## Given exercise
Omit all pictures and transcribe only the lines in the entries below that run from the line with "Give me the" through the line with "h-full bg-gradient-to-b from-[#f5eef0]".

** start of Stored data **

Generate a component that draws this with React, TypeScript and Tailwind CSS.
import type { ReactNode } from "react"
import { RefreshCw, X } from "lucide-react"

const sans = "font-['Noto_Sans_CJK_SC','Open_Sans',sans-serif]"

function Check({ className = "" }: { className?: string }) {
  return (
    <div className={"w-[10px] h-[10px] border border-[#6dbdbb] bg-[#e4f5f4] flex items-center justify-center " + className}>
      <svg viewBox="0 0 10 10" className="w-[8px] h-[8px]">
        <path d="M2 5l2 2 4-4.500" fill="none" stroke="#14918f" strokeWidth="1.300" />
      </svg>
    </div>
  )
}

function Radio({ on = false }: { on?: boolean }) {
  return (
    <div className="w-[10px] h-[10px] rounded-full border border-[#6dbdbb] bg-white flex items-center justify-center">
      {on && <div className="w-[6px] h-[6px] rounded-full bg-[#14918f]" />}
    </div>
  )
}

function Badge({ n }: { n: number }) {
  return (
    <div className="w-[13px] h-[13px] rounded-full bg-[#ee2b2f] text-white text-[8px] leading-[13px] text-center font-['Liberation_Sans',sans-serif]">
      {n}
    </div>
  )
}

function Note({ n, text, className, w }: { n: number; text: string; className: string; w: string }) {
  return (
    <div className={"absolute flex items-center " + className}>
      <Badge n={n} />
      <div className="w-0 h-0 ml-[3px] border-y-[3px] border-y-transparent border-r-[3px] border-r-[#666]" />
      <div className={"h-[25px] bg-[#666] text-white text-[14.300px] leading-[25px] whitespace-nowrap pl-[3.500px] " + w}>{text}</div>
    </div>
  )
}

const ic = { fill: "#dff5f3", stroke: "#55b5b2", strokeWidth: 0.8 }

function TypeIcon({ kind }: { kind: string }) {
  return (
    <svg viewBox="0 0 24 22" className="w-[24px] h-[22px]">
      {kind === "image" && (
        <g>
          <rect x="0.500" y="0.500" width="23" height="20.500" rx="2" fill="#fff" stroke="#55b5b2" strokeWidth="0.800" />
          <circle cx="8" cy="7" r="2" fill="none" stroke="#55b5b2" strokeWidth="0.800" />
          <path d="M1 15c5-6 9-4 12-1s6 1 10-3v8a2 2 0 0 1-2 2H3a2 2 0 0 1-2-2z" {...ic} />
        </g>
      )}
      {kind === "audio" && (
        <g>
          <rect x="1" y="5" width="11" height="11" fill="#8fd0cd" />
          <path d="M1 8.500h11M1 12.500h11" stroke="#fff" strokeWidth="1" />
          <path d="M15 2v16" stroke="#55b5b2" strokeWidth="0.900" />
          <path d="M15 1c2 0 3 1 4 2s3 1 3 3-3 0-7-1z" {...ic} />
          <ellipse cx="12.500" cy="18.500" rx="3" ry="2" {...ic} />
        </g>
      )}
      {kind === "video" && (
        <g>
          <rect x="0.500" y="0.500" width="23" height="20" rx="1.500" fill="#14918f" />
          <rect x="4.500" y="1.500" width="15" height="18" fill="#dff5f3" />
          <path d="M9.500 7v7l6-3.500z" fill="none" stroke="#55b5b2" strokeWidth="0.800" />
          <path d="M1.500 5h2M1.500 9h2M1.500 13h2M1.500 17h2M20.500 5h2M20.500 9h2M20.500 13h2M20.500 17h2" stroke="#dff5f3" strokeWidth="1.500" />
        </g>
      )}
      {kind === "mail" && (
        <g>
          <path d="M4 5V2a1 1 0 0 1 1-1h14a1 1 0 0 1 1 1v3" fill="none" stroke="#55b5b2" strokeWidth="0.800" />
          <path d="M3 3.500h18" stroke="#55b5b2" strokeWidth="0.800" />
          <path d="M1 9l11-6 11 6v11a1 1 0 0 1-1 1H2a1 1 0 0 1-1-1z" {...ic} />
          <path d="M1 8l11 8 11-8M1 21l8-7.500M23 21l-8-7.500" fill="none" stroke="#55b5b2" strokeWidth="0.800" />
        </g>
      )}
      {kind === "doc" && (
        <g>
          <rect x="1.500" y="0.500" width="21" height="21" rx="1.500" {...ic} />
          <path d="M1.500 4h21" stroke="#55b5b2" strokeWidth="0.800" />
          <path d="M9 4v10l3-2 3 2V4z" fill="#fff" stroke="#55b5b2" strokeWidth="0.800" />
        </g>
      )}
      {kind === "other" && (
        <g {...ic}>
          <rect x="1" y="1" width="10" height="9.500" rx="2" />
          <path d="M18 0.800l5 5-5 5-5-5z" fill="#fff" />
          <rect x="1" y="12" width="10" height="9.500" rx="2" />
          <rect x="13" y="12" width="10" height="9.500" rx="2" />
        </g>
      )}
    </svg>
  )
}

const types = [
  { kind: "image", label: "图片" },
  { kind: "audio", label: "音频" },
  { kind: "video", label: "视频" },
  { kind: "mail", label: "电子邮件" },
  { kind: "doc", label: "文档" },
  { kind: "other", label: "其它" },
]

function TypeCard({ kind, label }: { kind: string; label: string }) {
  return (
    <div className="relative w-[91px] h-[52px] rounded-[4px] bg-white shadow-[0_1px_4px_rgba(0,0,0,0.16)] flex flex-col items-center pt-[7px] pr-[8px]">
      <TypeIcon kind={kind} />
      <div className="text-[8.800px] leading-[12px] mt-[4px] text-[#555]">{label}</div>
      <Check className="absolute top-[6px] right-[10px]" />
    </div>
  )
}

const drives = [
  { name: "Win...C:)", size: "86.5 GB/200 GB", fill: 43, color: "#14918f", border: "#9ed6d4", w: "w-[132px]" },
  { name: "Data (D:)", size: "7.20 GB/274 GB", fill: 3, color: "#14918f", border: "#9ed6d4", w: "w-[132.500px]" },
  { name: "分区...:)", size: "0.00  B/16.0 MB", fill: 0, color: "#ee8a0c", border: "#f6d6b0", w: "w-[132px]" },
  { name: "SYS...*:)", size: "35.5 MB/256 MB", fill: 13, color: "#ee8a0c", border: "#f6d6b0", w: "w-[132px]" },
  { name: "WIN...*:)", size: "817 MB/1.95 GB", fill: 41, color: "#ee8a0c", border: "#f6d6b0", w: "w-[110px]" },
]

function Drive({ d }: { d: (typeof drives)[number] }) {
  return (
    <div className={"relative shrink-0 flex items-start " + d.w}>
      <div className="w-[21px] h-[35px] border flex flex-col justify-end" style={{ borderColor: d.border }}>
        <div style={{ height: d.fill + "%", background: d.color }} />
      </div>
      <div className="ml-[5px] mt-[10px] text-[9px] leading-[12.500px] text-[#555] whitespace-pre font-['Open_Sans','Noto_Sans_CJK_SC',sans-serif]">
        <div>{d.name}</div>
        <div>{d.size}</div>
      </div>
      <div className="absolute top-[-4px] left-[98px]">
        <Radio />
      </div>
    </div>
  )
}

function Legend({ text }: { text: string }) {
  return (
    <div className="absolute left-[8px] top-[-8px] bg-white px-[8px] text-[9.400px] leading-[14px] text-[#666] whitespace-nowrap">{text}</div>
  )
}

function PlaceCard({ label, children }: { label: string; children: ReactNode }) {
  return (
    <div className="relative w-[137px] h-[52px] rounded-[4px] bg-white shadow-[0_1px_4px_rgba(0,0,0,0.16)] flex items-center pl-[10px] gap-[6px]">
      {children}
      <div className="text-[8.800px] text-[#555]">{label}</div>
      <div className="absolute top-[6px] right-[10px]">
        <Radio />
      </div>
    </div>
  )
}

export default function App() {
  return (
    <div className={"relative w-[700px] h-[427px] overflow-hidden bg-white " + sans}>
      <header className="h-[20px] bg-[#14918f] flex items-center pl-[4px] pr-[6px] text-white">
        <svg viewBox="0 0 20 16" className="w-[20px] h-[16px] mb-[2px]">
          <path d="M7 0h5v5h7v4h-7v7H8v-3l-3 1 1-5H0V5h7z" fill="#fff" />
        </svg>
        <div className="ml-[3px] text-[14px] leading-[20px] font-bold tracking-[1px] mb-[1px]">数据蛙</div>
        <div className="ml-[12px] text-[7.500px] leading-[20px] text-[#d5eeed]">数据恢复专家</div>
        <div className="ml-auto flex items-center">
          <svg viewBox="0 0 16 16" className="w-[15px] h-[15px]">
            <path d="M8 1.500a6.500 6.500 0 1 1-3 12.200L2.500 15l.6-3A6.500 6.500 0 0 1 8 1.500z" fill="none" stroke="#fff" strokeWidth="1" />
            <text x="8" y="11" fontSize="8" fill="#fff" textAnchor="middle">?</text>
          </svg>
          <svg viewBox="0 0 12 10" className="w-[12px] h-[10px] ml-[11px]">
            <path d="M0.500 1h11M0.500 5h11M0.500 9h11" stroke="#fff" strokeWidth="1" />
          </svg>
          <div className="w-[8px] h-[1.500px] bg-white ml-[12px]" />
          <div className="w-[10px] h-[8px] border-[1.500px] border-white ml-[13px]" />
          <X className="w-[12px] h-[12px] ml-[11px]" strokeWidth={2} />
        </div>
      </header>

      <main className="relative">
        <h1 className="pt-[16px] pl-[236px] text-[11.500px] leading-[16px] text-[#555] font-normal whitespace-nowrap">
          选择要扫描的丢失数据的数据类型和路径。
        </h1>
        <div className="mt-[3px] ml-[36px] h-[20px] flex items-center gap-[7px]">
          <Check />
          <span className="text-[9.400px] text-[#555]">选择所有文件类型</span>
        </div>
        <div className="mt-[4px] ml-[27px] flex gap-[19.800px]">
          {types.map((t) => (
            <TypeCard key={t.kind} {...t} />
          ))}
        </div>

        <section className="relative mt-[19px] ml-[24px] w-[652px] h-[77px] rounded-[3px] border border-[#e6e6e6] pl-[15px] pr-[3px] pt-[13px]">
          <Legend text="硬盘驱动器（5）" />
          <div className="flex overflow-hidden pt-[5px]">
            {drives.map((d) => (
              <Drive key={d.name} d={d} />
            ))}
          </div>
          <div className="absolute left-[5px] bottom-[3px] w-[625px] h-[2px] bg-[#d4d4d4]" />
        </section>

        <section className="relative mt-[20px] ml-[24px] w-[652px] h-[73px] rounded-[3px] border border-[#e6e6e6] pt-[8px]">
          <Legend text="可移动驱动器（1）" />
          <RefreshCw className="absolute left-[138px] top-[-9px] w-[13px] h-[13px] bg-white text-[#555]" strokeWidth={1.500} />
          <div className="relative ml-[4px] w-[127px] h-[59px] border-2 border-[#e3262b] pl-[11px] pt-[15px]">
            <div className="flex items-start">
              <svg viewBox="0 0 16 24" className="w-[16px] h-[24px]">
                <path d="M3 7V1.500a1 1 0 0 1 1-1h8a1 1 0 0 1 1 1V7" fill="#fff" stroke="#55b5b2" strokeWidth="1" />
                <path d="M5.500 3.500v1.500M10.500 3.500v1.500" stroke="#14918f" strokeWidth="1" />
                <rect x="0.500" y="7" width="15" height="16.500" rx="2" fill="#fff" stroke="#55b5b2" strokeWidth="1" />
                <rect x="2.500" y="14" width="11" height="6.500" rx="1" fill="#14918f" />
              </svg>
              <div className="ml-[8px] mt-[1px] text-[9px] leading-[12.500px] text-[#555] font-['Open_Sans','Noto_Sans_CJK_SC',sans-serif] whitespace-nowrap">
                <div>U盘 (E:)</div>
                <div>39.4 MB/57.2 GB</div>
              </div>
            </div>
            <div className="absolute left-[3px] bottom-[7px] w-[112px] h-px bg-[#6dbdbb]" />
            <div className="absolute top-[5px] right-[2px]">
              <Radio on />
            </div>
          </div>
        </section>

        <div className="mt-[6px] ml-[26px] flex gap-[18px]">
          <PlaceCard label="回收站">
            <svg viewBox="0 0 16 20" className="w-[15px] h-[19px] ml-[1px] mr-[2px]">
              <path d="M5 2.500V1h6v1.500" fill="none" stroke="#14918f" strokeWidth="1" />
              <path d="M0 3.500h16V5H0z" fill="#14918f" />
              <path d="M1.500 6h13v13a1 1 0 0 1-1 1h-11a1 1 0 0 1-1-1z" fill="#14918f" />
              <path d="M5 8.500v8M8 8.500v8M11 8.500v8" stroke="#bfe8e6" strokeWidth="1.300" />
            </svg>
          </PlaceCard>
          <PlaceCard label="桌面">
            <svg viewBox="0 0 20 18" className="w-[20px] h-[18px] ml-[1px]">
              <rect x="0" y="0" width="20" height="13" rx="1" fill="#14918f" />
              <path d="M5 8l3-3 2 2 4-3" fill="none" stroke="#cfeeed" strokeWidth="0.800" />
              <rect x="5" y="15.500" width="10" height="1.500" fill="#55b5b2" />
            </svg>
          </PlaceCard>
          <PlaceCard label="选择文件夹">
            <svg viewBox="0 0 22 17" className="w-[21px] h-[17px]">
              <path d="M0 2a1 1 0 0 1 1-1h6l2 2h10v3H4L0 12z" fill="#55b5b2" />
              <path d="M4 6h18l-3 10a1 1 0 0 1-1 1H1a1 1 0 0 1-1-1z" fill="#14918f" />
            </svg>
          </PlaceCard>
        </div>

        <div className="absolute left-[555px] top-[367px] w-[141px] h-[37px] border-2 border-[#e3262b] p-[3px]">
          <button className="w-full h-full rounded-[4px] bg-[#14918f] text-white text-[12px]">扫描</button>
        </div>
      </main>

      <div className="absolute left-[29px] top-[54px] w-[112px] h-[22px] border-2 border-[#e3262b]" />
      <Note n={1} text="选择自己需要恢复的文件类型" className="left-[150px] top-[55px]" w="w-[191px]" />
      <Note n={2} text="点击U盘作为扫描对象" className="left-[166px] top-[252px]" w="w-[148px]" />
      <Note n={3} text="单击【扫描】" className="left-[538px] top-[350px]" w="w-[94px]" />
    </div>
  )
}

** end of Stored data **
** start of Stored data **

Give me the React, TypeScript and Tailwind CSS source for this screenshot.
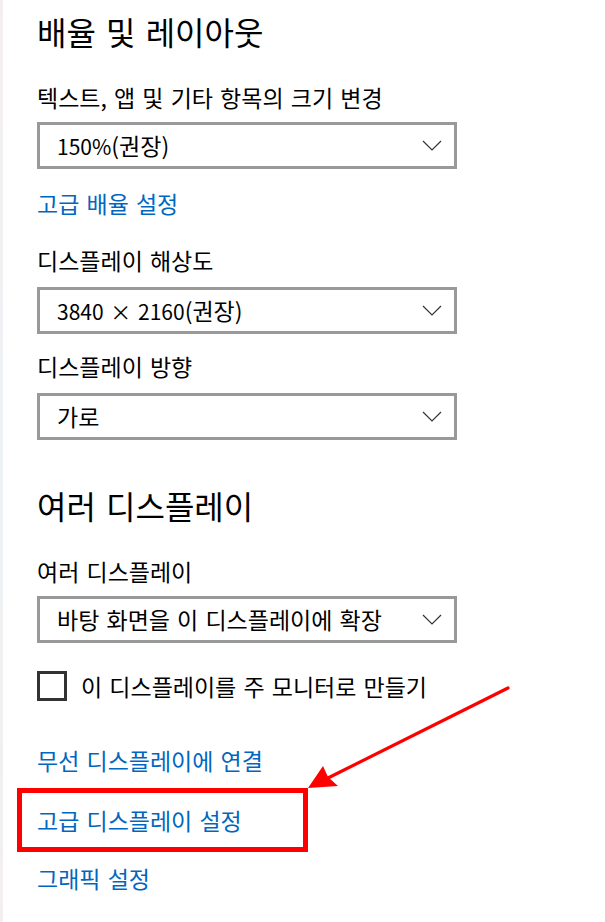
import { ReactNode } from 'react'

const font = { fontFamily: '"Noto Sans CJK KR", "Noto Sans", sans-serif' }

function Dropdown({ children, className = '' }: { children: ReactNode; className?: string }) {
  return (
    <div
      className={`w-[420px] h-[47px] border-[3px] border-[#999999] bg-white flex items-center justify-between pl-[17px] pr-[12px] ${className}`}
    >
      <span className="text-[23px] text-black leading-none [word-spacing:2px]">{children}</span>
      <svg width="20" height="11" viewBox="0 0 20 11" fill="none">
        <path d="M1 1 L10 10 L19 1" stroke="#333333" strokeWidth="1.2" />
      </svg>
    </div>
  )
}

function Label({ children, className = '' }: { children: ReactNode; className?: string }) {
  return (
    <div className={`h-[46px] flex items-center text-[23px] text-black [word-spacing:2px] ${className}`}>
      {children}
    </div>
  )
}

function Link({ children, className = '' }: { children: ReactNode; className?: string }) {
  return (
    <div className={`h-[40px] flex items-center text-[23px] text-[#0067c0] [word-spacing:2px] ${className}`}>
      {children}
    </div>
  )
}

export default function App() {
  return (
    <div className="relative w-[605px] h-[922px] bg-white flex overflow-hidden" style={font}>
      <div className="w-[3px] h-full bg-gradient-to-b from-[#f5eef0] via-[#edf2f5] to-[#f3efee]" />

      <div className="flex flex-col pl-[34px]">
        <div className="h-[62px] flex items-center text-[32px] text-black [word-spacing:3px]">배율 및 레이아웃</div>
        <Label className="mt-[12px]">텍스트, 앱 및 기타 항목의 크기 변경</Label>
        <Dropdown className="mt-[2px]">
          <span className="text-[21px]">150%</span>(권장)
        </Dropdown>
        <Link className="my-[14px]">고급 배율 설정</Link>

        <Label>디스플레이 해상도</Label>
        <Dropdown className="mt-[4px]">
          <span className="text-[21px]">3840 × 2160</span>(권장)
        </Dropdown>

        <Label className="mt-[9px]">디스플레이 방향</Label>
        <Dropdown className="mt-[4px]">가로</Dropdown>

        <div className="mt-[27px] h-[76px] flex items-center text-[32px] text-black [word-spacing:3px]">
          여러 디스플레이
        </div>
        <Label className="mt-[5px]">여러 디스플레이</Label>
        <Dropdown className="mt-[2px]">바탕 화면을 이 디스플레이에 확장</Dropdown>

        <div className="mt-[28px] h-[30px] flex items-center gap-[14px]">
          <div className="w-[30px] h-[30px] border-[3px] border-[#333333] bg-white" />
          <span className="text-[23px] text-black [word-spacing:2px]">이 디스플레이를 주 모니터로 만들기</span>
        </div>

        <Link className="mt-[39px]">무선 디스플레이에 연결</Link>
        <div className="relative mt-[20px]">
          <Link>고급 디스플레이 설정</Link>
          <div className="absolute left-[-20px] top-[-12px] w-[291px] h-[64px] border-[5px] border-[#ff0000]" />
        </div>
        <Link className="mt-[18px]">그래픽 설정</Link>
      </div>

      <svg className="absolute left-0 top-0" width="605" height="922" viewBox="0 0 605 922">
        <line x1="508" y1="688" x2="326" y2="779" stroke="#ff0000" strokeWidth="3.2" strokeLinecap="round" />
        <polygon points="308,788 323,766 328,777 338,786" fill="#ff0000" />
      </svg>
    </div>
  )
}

** end of Stored data **

## Complete answer
Give me the React, TypeScript and Tailwind CSS source for this screenshot.
import { ReactNode } from 'react'

const font = { fontFamily: '"Noto Sans CJK KR", "Noto Sans", sans-serif' }

function Dropdown({ children, className = '' }: { children: ReactNode; className?: string }) {
  return (
    <div
      className={`w-[420px] h-[47px] border-[3px] border-[#999999] bg-white flex items-center justify-between pl-[17px] pr-[12px] ${className}`}
    >
      <span className="text-[23px] text-black leading-none [word-spacing:2px]">{children}</span>
      <svg width="20" height="11" viewBox="0 0 20 11" fill="none">
        <path d="M1 1 L10 10 L19 1" stroke="#333333" strokeWidth="1.2" />
      </svg>
    </div>
  )
}

function Label({ children, className = '' }: { children: ReactNode; className?: string }) {
  return (
    <div className={`h-[46px] flex items-center text-[23px] text-black [word-spacing:2px] ${className}`}>
      {children}
    </div>
  )
}

function Link({ children, className = '' }: { children: ReactNode; className?: string }) {
  return (
    <div className={`h-[40px] flex items-center text-[23px] text-[#0067c0] [word-spacing:2px] ${className}`}>
      {children}
    </div>
  )
}

export default function App() {
  return (
    <div className="relative w-[605px] h-[922px] bg-white flex overflow-hidden" style={font}>
      <div className="w-[3px] h-full bg-gradient-to-b from-[#f5eef0] via-[#edf2f5] to-[#f3efee]" />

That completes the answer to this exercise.